**Record list**.
◆ ◆ ◆
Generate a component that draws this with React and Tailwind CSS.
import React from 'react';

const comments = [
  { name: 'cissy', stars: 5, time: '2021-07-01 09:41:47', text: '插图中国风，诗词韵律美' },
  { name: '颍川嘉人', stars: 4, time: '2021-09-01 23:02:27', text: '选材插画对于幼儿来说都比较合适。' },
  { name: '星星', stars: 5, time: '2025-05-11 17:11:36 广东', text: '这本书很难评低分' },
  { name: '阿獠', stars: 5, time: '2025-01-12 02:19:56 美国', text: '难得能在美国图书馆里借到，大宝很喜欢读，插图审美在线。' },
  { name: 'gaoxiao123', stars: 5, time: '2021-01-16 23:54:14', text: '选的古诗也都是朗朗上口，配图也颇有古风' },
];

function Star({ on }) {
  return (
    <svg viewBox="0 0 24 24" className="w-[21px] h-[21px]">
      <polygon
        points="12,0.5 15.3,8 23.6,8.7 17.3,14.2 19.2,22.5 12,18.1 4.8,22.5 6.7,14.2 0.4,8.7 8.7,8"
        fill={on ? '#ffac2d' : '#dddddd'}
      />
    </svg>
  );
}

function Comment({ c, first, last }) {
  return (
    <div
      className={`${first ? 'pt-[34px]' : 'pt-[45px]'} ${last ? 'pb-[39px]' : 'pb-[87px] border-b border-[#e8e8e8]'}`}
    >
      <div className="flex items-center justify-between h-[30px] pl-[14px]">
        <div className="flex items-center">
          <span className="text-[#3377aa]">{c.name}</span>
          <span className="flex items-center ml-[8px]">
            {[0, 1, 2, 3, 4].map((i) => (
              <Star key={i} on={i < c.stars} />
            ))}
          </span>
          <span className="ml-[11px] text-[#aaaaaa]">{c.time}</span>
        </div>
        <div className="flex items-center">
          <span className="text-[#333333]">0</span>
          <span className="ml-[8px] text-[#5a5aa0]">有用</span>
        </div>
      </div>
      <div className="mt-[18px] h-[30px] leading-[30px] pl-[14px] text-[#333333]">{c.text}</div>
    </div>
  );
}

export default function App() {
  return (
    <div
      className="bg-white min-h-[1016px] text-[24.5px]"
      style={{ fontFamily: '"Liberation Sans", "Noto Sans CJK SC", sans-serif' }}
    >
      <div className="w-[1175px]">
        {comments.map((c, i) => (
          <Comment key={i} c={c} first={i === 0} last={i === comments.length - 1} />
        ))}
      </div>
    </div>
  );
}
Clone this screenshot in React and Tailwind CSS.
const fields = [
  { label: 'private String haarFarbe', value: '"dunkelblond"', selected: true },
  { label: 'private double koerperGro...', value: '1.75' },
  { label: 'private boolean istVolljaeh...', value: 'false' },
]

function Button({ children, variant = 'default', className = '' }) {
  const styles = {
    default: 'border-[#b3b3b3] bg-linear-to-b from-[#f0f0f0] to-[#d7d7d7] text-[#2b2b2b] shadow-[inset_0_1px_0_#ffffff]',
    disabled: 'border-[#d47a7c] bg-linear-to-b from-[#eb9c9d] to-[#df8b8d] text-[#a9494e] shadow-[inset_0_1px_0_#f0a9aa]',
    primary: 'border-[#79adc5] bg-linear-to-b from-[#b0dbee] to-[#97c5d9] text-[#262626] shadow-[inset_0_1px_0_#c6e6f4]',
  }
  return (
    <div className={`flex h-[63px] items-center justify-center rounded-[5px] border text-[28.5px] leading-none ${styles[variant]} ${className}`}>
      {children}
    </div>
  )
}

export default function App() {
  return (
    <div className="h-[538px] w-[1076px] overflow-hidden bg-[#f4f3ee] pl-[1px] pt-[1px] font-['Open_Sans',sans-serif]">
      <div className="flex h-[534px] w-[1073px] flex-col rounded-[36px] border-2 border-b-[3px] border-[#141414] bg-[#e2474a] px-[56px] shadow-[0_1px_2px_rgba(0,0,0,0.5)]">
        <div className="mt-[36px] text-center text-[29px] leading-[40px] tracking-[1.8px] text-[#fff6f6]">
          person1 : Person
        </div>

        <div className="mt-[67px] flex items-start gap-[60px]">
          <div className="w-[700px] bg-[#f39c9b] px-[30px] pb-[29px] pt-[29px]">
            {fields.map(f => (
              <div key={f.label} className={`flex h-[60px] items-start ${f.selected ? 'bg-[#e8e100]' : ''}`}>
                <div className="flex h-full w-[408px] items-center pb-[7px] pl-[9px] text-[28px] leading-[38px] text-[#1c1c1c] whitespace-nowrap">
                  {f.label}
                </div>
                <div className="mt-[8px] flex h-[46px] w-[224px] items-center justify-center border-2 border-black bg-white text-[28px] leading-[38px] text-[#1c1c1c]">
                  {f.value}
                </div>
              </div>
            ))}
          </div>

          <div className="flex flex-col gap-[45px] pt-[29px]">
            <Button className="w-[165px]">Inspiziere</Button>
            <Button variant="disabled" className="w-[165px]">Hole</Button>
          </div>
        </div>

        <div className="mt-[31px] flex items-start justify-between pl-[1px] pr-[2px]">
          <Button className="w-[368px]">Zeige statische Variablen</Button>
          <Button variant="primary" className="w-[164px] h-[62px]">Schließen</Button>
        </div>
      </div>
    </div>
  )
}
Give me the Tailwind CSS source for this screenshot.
◆ ◆ ◆
**Problem**. Extract the complete listing verbatim.

**Result**.
Generate a component that draws this with React and Tailwind CSS.
import React from 'react';

const comments = [
  { name: 'cissy', stars: 5, time: '2021-07-01 09:41:47', text: '插图中国风，诗词韵律美' },
  { name: '颍川嘉人', stars: 4, time: '2021-09-01 23:02:27', text: '选材插画对于幼儿来说都比较合适。' },
  { name: '星星', stars: 5, time: '2025-05-11 17:11:36 广东', text: '这本书很难评低分' },
  { name: '阿獠', stars: 5, time: '2025-01-12 02:19:56 美国', text: '难得能在美国图书馆里借到，大宝很喜欢读，插图审美在线。' },
  { name: 'gaoxiao123', stars: 5, time: '2021-01-16 23:54:14', text: '选的古诗也都是朗朗上口，配图也颇有古风' },
];

function Star({ on }) {
  return (
    <svg viewBox="0 0 24 24" className="w-[21px] h-[21px]">
      <polygon
        points="12,0.5 15.3,8 23.6,8.7 17.3,14.2 19.2,22.5 12,18.1 4.8,22.5 6.7,14.2 0.4,8.7 8.7,8"
        fill={on ? '#ffac2d' : '#dddddd'}
      />
    </svg>
  );
}

function Comment({ c, first, last }) {
  return (
    <div
      className={`${first ? 'pt-[34px]' : 'pt-[45px]'} ${last ? 'pb-[39px]' : 'pb-[87px] border-b border-[#e8e8e8]'}`}
    >
      <div className="flex items-center justify-between h-[30px] pl-[14px]">
        <div className="flex items-center">
          <span className="text-[#3377aa]">{c.name}</span>
          <span className="flex items-center ml-[8px]">
            {[0, 1, 2, 3, 4].map((i) => (
              <Star key={i} on={i < c.stars} />
            ))}
          </span>
          <span className="ml-[11px] text-[#aaaaaa]">{c.time}</span>
        </div>
        <div className="flex items-center">
          <span className="text-[#333333]">0</span>
          <span className="ml-[8px] text-[#5a5aa0]">有用</span>
        </div>
      </div>
      <div className="mt-[18px] h-[30px] leading-[30px] pl-[14px] text-[#333333]">{c.text}</div>
    </div>
  );
}

export default function App() {
  return (
    <div
      className="bg-white min-h-[1016px] text-[24.5px]"
      style={{ fontFamily: '"Liberation Sans", "Noto Sans CJK SC", sans-serif' }}
    >
      <div className="w-[1175px]">
        {comments.map((c, i) => (
          <Comment key={i} c={c} first={i === 0} last={i === comments.length - 1} />
        ))}
      </div>
    </div>
  );
}
Clone this screenshot in React and Tailwind CSS.
const fields = [
  { label: 'private String haarFarbe', value: '"dunkelblond"', selected: true },
  { label: 'private double koerperGro...', value: '1.75' },
  { label: 'private boolean istVolljaeh...', value: 'false' },
]

function Button({ children, variant = 'default', className = '' }) {
  const styles = {
    default: 'border-[#b3b3b3] bg-linear-to-b from-[#f0f0f0] to-[#d7d7d7] text-[#2b2b2b] shadow-[inset_0_1px_0_#ffffff]',
    disabled: 'border-[#d47a7c] bg-linear-to-b from-[#eb9c9d] to-[#df8b8d] text-[#a9494e] shadow-[inset_0_1px_0_#f0a9aa]',
    primary: 'border-[#79adc5] bg-linear-to-b from-[#b0dbee] to-[#97c5d9] text-[#262626] shadow-[inset_0_1px_0_#c6e6f4]',
  }
  return (
    <div className={`flex h-[63px] items-center justify-center rounded-[5px] border text-[28.5px] leading-none ${styles[variant]} ${className}`}>
      {children}
    </div>
  )
}

export default function App() {
  return (
    <div className="h-[538px] w-[1076px] overflow-hidden bg-[#f4f3ee] pl-[1px] pt-[1px] font-['Open_Sans',sans-serif]">
      <div className="flex h-[534px] w-[1073px] flex-col rounded-[36px] border-2 border-b-[3px] border-[#141414] bg-[#e2474a] px-[56px] shadow-[0_1px_2px_rgba(0,0,0,0.5)]">
        <div className="mt-[36px] text-center text-[29px] leading-[40px] tracking-[1.8px] text-[#fff6f6]">
          person1 : Person
        </div>

        <div className="mt-[67px] flex items-start gap-[60px]">
          <div className="w-[700px] bg-[#f39c9b] px-[30px] pb-[29px] pt-[29px]">
            {fields.map(f => (
              <div key={f.label} className={`flex h-[60px] items-start ${f.selected ? 'bg-[#e8e100]' : ''}`}>
                <div className="flex h-full w-[408px] items-center pb-[7px] pl-[9px] text-[28px] leading-[38px] text-[#1c1c1c] whitespace-nowrap">
                  {f.label}
                </div>
                <div className="mt-[8px] flex h-[46px] w-[224px] items-center justify-center border-2 border-black bg-white text-[28px] leading-[38px] text-[#1c1c1c]">
                  {f.value}
                </div>
              </div>
            ))}
          </div>

          <div className="flex flex-col gap-[45px] pt-[29px]">
            <Button className="w-[165px]">Inspiziere</Button>
            <Button variant="disabled" className="w-[165px]">Hole</Button>
          </div>
        </div>

        <div className="mt-[31px] flex items-start justify-between pl-[1px] pr-[2px]">
          <Button className="w-[368px]">Zeige statische Variablen</Button>
          <Button variant="primary" className="w-[164px] h-[62px]">Schließen</Button>
        </div>
      </div>
    </div>
  )
}
Give me the Tailwind CSS source for this screenshot.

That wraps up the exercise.